Всего то тридцать три. А на вид намного больше. Кожа на скулах спящей натянулась, того гляди пойдёт сеточкой и рассыплется, как на старинном, требующем срочно реставрации, портрете. Бледные, под цвет кожи, обветренные губы. Щеки и глаза впали, нос обострился, оттого Лариса походила на усопшую, чем на уснувшую под действием лекарства.

Но тут длинные, выцветшие на концах ресницы дрогнули, глазные яблоки задвигались, девушка начала видеть сон.

– Изъездила ты себя вдоль и поперек, Чайкина Лариса Владимировна. Сама судьбу свою написала, сказочница, – сказала Серафима вслух и, спохватившись, прикрыла рот, словно заставляя слова вернуться.

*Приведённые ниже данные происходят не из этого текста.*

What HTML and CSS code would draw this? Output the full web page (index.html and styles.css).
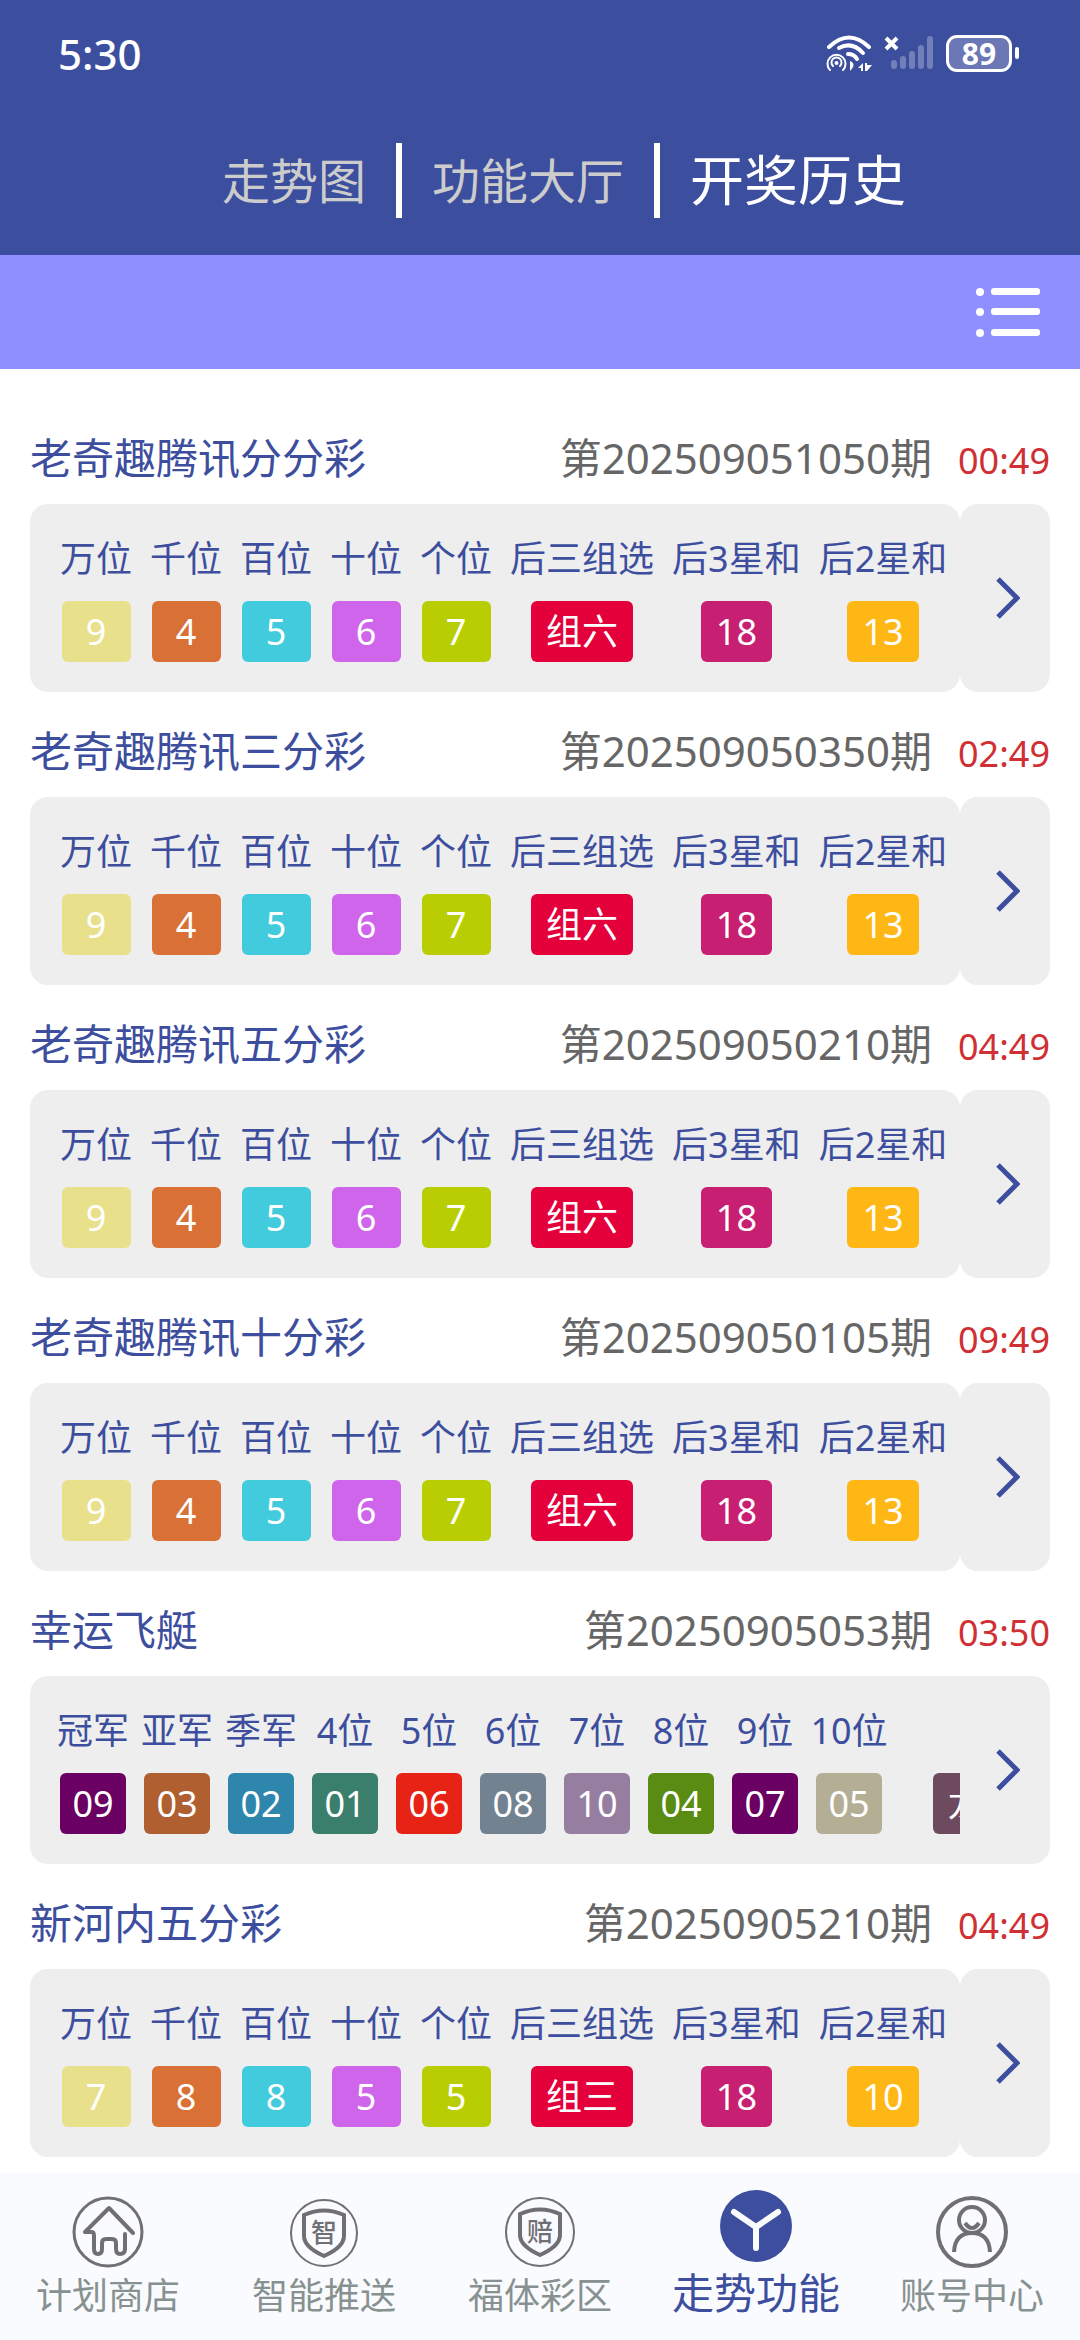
FILE: index.html
```html
<!DOCTYPE html>
<html lang="zh-CN">
<head>
<meta charset="utf-8">
<meta name="viewport" content="width=device-width, initial-scale=1">
<title>开奖历史</title>
<link rel="stylesheet" href="styles.css">
</head>
<body>
<header class="header">
  <div class="status">
    <span class="clock">5:30</span>
    <div class="status-icons">
      <svg class="wifi" width="46" height="37" viewBox="0 0 46 37" fill="none" stroke="currentColor" stroke-linecap="round">
        <path d="M3 12Q23-7 43 12" stroke-width="4"/>
        <path d="M13 13Q26 6 37 18" stroke-width="4"/>
        <path d="M22 19Q28 19 31 24" stroke-width="4"/>
        <path d="M4 35A9 9 0 1 1 17 35" stroke-width="2"/>
        <path d="M7 31A5 5 0 1 1 14 31" stroke-width="2"/>
        <circle cx="10.500" cy="28" r="2" fill="currentColor" stroke="none"/>
        <path d="M24 26Q31 29 24 36Z M37 28V36H35V33H32ZM39 28V36L41 36L46 30H41V28Z" fill="currentColor" stroke="none"/>
      </svg>
      <svg class="signal" width="50" height="36" viewBox="0 0 50 36" fill="none" stroke="currentColor">
        <path d="M2 3L13 14M13 3L2 14" stroke-width="4"/>
        <path d="M10 28V31M19 24V31M28 19V31M37 13V31M46 4V31" stroke-width="6" stroke-linecap="round" opacity=".28"/>
      </svg>
      <span class="battery"><span class="battery-cell">89</span></span>
    </div>
  </div>
  <nav class="tabs">
    <a class="tab" href="#trend">走势图</a>
    <a class="tab" href="#hall">功能大厅</a>
    <a class="tab tab-current" href="#history" aria-current="page">开奖历史</a>
  </nav>
</header>
<div class="toolbar">
  <button class="menu" type="button" aria-label="列表">
    <svg width="66" height="50" viewBox="0 0 66 50" fill="currentColor">
      <circle cx="5" cy="5" r="4"/><circle cx="5" cy="25" r="4"/><circle cx="5" cy="46" r="4"/>
      <rect x="16" y="1" width="49" height="7" rx="3"/><rect x="16" y="21" width="49" height="7" rx="3"/><rect x="16" y="42" width="49" height="7" rx="3"/>
    </svg>
  </button>
</div>
<main class="list" id="list"></main>
<nav class="bottom">
  <a class="nav" href="#shop">
    <svg width="72" height="72" viewBox="0 0 72 72" fill="none" stroke="currentColor" stroke-width="4" stroke-linecap="round" stroke-linejoin="round">
      <circle cx="36" cy="36" r="34" stroke-width="3"/>
      <path d="M61 37L37 12L13 36H20Q22 36 22 40V53Q22 58 26 58Q30 58 30 53V47Q30 43 34 43H40Q44 43 44 47V53Q44 58 48 58Q53 58 53 53V38"/>
    </svg>
    <span>计划商店</span>
  </a>
  <a class="nav" href="#push">
    <svg width="72" height="72" viewBox="0 0 72 72" fill="none" stroke="currentColor" stroke-width="4">
      <circle cx="36" cy="37" r="33" stroke-width="2"/>
      <path d="M16 19Q36 10 56 19V40Q56 51 36 60Q16 51 16 40Z"/>
      <text class="badge-text" x="36" y="46">智</text>
    </svg>
    <span>智能推送</span>
  </a>
  <a class="nav" href="#lottery">
    <svg width="72" height="72" viewBox="0 0 72 72" fill="none" stroke="currentColor" stroke-width="4">
      <circle cx="36" cy="36" r="34" stroke-width="2"/>
      <path d="M16 18Q36 9 56 18V39Q56 50 36 59Q16 50 16 39Z"/>
      <text class="badge-text" x="36" y="45">赔</text>
    </svg>
    <span>福体彩区</span>
  </a>
  <a class="nav nav-current" href="#features" aria-current="page">
    <svg width="72" height="72" viewBox="0 0 72 72">
      <circle cx="36" cy="36" r="36" fill="currentColor"/>
      <path d="M14 22L36 37L58 22M36 37V58" fill="none" stroke="#fafbff" stroke-width="6" stroke-linecap="round"/>
    </svg>
    <span>走势功能</span>
  </a>
  <a class="nav" href="#account">
    <svg width="72" height="72" viewBox="0 0 72 72" fill="none" stroke="currentColor" stroke-width="4">
      <circle cx="36" cy="36" r="34"/>
      <circle cx="36" cy="24" r="13"/>
      <path d="M18 56Q19 37 36 37Q53 37 54 56"/>
      <path d="M29 27Q36 37 43 27"/>
    </svg>
    <span>账号中心</span>
  </a>
</nav>
<script src="app.js"></script>
</body>
</html>
```

FILE: styles.css
```css
* { box-sizing: border-box; }

body {
  margin: 0;
  min-height: 100vh;
  display: flex;
  flex-direction: column;
  background: #fff;
  color: #3d4e9e;
  font-family: "Noto Sans", "Noto Sans CJK SC", sans-serif;
  font-size: 36px;
}

a { color: inherit; text-decoration: none; }
button { border: 0; padding: 0; background: none; color: inherit; font: inherit; }
svg { display: block; }

/* Header */
.header { background: #3c4e9e; color: #fff; padding-bottom: 37px; }
.status {
  display: flex;
  justify-content: space-between;
  align-items: center;
  height: 106px;
  padding: 0 61px 0 58px;
}
.clock { font-size: 42px; font-weight: 500; }
.status-icons { display: flex; align-items: center; gap: 12px; }
.battery { display: flex; align-items: center; gap: 3px; }
.battery::after { content: ""; width: 4px; height: 12px; border-radius: 2px; background: #fff; }
.battery-cell {
  width: 66px;
  height: 37px;
  border: 3px solid #fff;
  border-radius: 11px;
  background: #6b78b5;
  font-size: 30px;
  font-weight: 700;
  line-height: 31px;
  text-align: center;
}
.tabs {
  display: flex;
  justify-content: center;
  margin-top: 37px;
  padding-left: 48px;
  line-height: 75px;
}
.tab { padding: 0 30px; font-size: 48px; color: #ccc; }
.tab + .tab { border-left: 6px solid #fff; }
.tab-current { font-size: 54px; color: #fff; }

.toolbar {
  display: flex;
  justify-content: flex-end;
  align-items: center;
  height: 114px;
  padding-right: 39px;
  background: #8f8fff;
  color: #fff;
}

/* Draw list */
.list { flex: 1; padding: 30px 30px 16px; }
.draw { padding-top: 30px; }
.draw-head {
  display: flex;
  align-items: baseline;
  height: 58px;
  margin-bottom: 17px;
  line-height: 58px;
}
.name { flex: 1; margin: 0; font-size: 42px; font-weight: 400; }
.period { font-size: 42px; color: #666; }
.time { margin-left: 26px; color: #d02f33; }

.card { display: grid; grid-template-columns: minmax(0, 1fr) 90px; }
.results, .more { background: #eee; border-radius: 18px; }
.results { padding: 28px 0 30px 21px; overflow: auto hidden; scrollbar-width: none; }
.more { display: flex; align-items: center; justify-content: center; padding-left: 4px; color: #3d4e9e; }
.card-joined .results { border-radius: 18px 0 0 18px; }
.card-joined .more { border-radius: 0 18px 18px 0; }

.numbers { border-collapse: collapse; white-space: nowrap; text-align: center; }
.numbers th { padding: 0 9px; font-weight: 400; line-height: 54px; }
.numbers td { padding: 15px 9px 0; }
.chip {
  display: block;
  width: fit-content;
  min-width: 69px;
  margin: 0 auto;
  padding: 0 15px;
  border-radius: 6px;
  color: #fff;
  line-height: 61px;
}
.numbers-race th { min-width: 84px; padding: 0 3px; }
.numbers-race td { padding: 15px 0 0; }
.numbers-race .chip { min-width: 66px; padding: 0 12px; }
.numbers-race td:last-child { padding-left: 42px; }
.numbers-race td:last-child .chip { padding: 0 15px; }

.khaki { background: #e9e08c; }
.orange { background: #d97035; }
.cyan { background: #42cbdd; }
.violet { background: #cf65eb; }
.lime { background: #b9ce02; }
.red { background: #e4003a; }
.magenta { background: #c71f72; }
.amber { background: #ffb715; }
.purple { background: #6a0062; }
.brown { background: #b06030; }
.blue { background: #2e86ad; }
.teal { background: #3a7e6c; }
.scarlet { background: #e62315; }
.slate { background: #728291; }
.mauve { background: #967ea0; }
.green { background: #5a8c14; }
.sand { background: #b4ae95; }
.plum { background: #6e4a5e; }

/* Bottom navigation */
.bottom {
  position: sticky;
  bottom: 0;
  display: grid;
  grid-template-columns: repeat(5, 1fr);
  align-items: end;
  height: 167px;
  padding-bottom: 20px;
  background: #fafbff;
}
.nav {
  display: flex;
  flex-direction: column;
  align-items: center;
  gap: 4px;
  color: #87918f;
  line-height: 48px;
}
.nav svg { color: #707074; }
.nav-current, .nav-current svg { color: #3d4e9e; }
.nav-current { font-size: 42px; line-height: 54px; }
.badge-text { font-size: 26px; font-weight: 500; text-anchor: middle; fill: currentColor; stroke: none; }
```

FILE: app.js
```js
const standardLabels = ["万位", "千位", "百位", "十位", "个位", "后三组选", "后3星和", "后2星和"];
const standardColors = ["khaki", "orange", "cyan", "violet", "lime", "red", "magenta", "amber"];
const raceLabels = ["冠军", "亚军", "季军", "4位", "5位", "6位", "7位", "8位", "9位", "10位", ""];
const raceColors = ["purple", "brown", "blue", "teal", "scarlet", "slate", "mauve", "green", "purple", "sand", "plum"];

const draws = [
  { name: "老奇趣腾讯分分彩", period: "202509051050", time: "00:49", values: ["9", "4", "5", "6", "7", "组六", "18", "13"] },
  { name: "老奇趣腾讯三分彩", period: "202509050350", time: "02:49", values: ["9", "4", "5", "6", "7", "组六", "18", "13"] },
  { name: "老奇趣腾讯五分彩", period: "202509050210", time: "04:49", values: ["9", "4", "5", "6", "7", "组六", "18", "13"] },
  { name: "老奇趣腾讯十分彩", period: "202509050105", time: "09:49", values: ["9", "4", "5", "6", "7", "组六", "18", "13"] },
  { name: "幸运飞艇", period: "20250905053", time: "03:50", race: true, values: ["09", "03", "02", "01", "06", "08", "10", "04", "07", "05", "龙"] },
  { name: "新河内五分彩", period: "20250905210", time: "04:49", values: ["7", "8", "8", "5", "5", "组三", "18", "10"] },
];

function drawMarkup(draw) {
  const labels = draw.race ? raceLabels : standardLabels;
  const colors = draw.race ? raceColors : standardColors;
  const heads = labels.map((label) => `<th scope="col">${label}</th>`).join("");
  const cells = draw.values.map((value, i) => `<td><span class="chip ${colors[i]}">${value}</span></td>`).join("");
  return `
    <section class="draw">
      <div class="draw-head">
        <h2 class="name">${draw.name}</h2>
        <span class="period">第${draw.period}期</span>
        <span class="time">${draw.time}</span>
      </div>
      <div class="card${draw.race ? " card-joined" : ""}">
        <div class="results">
          <table class="numbers${draw.race ? " numbers-race" : ""}">
            <thead><tr>${heads}</tr></thead>
            <tbody><tr>${cells}</tr></tbody>
          </table>
        </div>
        <button class="more" type="button" aria-label="${draw.name}详情">
          <svg width="26" height="44" viewBox="0 0 26 44" fill="none" stroke="currentColor" stroke-width="5">
            <path d="M4 3L23 22L4 41"/>
          </svg>
        </button>
      </div>
    </section>`;
}

document.getElementById("list").innerHTML = draws.map(drawMarkup).join("");
```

Было поздно, больная приоткрыла красные воспаленные глаза. Зрачки, вначале огромные, дрогнули от дневного света, сузились, фокусируясь на лице нянечки. Губы с трудом разлепились.

– Пить… дайте.

Выдавив из себя два слова, Лариса тут же зашлась надрывным, захлёбывающимся кашлем. Ее высохшее горло разрывали мучительные спазмы. Бедняга приподнялась на кровати, стараясь откашляться. Вскрикнула от боли в руке, рухнула на подушку.

– Сейчас, милая, сейчас. Лежи! Не вставай! – сказала Серафима, метнулась из палаты и через мгновение вернулась, неся влажные полотенца и воду.

– По чуть-чуть, маленькими глотками пей, а то подавишься.

Давая и тут же вынимая из жадных губ поильник, Фима наблюдала за пациенткой. Когда та напилась, протерла ее лицо и шею влажной салфеткой.

– Эхх… Мало тебя выпороть! В угол на горох поставить надо бы.

– Я умерла? – всхлипнула Лариса.

Невозможно понять, чего в этом вопросе было больше – страха или надежды.

Серафима на мгновение растерялась.

– А что лучше?

– Не знаю. Чайка.

– Чайку принести? Тёплого? Согреться хочешь?

– Зовут меня так.

– Там?

Девушка закрыла глаза и тяжело вздохнула, словно странный вопрос «Там?» не вызвал у нее удивления.

– А здесь как тебя зовут, помнишь? – спросила Серафима.

Длинные белесые ресницы вновь приоткрылись. Девушка приблизила забинтованную руку к глазам, точно видела ее впервые.

– А что со мной произошло? Где я?

– В больнице ты, все хорошо. Имя свое скажешь?

Чайкина испуганно посмотрела на нянечку.

– Не помню. Что со мной случилось? Кто я?

Скривилась вся, сморщилась, выжимая из глаз слезы, но безуспешно, глаза так и остались сухими.

– Можно мне поплакать?

Она не просто спрашивала Серафиму, она умоляла ее, словно плач был единственным спасением от беспамятства, царящего в ее голове.

– Поплачь, конечно, я разрешаю, – смилостивилась Серафима. Погладила забинтованную руку Ларисы и добавила.

– Слёзы душу облегчают. Обмякнешь. Хуже, если омертвеешь и замкнёшься.

Две слезинки сначала неохотно, осторожно скатились из глаз больной, они словно размышляли, омертветь ли ей, окаменеть ли от горя или растаять, разлиться ручьями, выплакаться до донышка. Выплакаться! Одна за другой по первым проторённым дорожкам, по скорбным носогубным складочкам, поползли слёзы по подбородку, вниз по шее, за ворот больничной сорочки. На застывшем, омертвевшем лице живыми остались только редкого цвета фиолетовые глаза, из них то и изливались на свет предтече греха: отчаяние, ненависть, опустошение.

– Хорошо, милая, хорошо. Плачь, жалей себя. А как вспомнишь все, мне расскажешь.

Плачущая кивнула.

И хотя Серафима знала историю Ларисы от рождения до сегодняшнего дня, куда важнее выслушать ее из уст пострадавшей. Сама расскажет – сама все на места расставит, со стороны себя, горемычную, увидит.

Серафима терпеливо ждала. И вот последние слезинки скользнули змейками из глаз, веки Ларисы устало сомкнулись.

– Сон тебя вылечит, память вернет. А я тебе колыбельную спою, что мамка пела. Небось, забыла какую? Закрывай глазки! – Серафима легонько сжала здоровую руку Ларисы Чайкиной, – слушайся меня, спи!